Turning profanity into a paying gig took a lot longer. During my brief stint as editor-in-chief "Bunny de Plume" at the now thankfully defunct Bodice.com, I became perhaps the first writer in history ever to lose money writing pornography.

I think this might have something to do with the fact that there's not a whole lot of what the Dixie Chicks refer to as "mattress dancing" described overtly in my novels.

It hasn't stoppered my protagonist's potty mouth, however. Kirkus even referred to my "liberal use of the F-word" in a recent pre-pub review of The Crazy School (in a good way).
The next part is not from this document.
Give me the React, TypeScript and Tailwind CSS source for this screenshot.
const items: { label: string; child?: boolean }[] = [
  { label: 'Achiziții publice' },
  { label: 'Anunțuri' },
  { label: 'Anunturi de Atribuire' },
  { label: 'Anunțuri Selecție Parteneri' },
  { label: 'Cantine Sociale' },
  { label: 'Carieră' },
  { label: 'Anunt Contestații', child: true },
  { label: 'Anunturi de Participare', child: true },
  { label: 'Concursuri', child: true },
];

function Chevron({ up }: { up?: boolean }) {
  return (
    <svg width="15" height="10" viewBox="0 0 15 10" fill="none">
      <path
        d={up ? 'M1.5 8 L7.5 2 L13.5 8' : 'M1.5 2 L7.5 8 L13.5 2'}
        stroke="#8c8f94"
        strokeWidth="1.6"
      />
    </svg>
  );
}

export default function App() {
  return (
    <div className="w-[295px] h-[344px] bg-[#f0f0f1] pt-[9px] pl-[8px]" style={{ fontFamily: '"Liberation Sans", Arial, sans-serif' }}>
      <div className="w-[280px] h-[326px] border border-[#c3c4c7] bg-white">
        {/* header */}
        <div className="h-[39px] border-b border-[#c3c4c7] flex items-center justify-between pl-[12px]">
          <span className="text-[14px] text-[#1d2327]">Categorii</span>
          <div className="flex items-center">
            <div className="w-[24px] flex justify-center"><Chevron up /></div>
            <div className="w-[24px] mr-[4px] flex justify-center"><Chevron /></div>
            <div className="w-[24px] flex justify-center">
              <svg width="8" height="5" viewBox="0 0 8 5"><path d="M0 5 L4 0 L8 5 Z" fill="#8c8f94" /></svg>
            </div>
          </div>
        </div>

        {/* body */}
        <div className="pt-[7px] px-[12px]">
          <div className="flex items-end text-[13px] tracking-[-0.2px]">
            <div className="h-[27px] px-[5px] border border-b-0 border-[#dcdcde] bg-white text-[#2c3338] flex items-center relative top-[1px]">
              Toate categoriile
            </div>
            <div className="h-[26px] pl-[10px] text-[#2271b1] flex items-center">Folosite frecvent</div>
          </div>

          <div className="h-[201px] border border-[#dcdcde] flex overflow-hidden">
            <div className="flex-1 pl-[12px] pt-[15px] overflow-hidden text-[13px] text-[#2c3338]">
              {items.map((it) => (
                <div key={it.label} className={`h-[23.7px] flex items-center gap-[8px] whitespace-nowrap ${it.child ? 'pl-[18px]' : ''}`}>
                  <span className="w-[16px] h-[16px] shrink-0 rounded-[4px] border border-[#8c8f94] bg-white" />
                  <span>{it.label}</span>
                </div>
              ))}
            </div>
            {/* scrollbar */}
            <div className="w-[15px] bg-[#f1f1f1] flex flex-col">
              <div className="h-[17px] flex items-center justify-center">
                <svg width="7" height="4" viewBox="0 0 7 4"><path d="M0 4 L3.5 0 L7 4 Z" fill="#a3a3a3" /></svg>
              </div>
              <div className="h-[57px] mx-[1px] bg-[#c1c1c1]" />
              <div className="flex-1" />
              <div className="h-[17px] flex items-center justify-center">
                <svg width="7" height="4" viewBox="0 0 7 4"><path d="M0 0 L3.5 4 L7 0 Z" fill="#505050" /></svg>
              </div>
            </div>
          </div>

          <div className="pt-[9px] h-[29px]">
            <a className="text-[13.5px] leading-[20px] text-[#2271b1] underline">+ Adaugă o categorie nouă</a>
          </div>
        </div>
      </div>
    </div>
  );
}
Several weeks ago, however, I finally got the chance to talk about bad words non-fictionally for money (woo hoo!) when Bay Area writer Ellen Sussman asked if I'd be interested in contributing to the anthology she's currently editing.

She sent us all the cover art this morning:

Due out in June, 2008

If you'd like to hazard a guess as to which word I chose for my subject, here are some hints: it's pink, starts with "e," and is wedged between "jobs" and "dirty" in the jpeg above. The phrase "nature's applause meter" appears during the course of the essay, if you need another hint.

What's your favorite dirty word? Did you ever use one wrong when you were were a kid?

As for me, I still agree with Ric Masten.

The only dirty words are hate and war.

And I hope the fires in SoCal are brought under control soon--stay safe, you guys!